New European Union rules to prevent market rigging
New rules have been laid out by the European Union to prevent market benchmarks, like Libor and Euribor, being rigged by banks.
Benchmarks will now be supervised to varying degrees depending on their size, a statement from EU president Luxembourg said.
When applied, the new rules will strengthen confidence in financial markets "preventing new manipulation scandals", Luxembourg's Finance Minister Pierre Gramegna said.
Read more: Lessons still to learn from rate-rigging scandals
The new rules agreed will also introduce a tailored supervision of benchmarks "appropriate to their size and to their nature."
Foreign interest rate indexes will now have to apply for "recognition" or "endorsement" to continue being used in the EU.

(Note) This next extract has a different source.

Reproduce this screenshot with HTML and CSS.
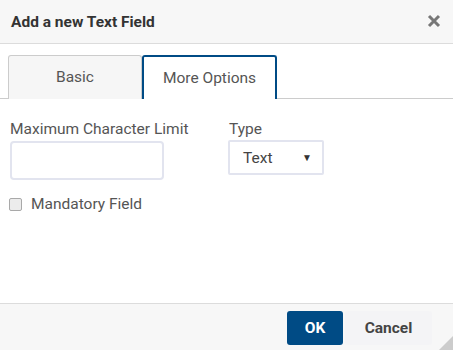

They’ll also have to “ensure that European benchmark administrators will not be disadvantaged."
Earlier this year ex-UBS and Citigroup trader Tom Hayes was sentenced to 14 years in prison in London after being found guilty of conspiring to rig the Libor benchmark.
Some of the world’s largest banks, including Barclays, Deutsche Bank, and UBS have been fined billions of pounds since the Libor rigging scandal was first revealed in 2011.
Through rigging the rate banks could alter the pricing of financial products like derivatives and student loans to their benefit.
Negotiators reached a preliminary agreement on the stricter rules after progress stalled two years ago due to concerns about the impact of the new regulation.
The details of the agreement still need to be finalised and representatives of the 28 EU states will have formally to endorse it on 9 December.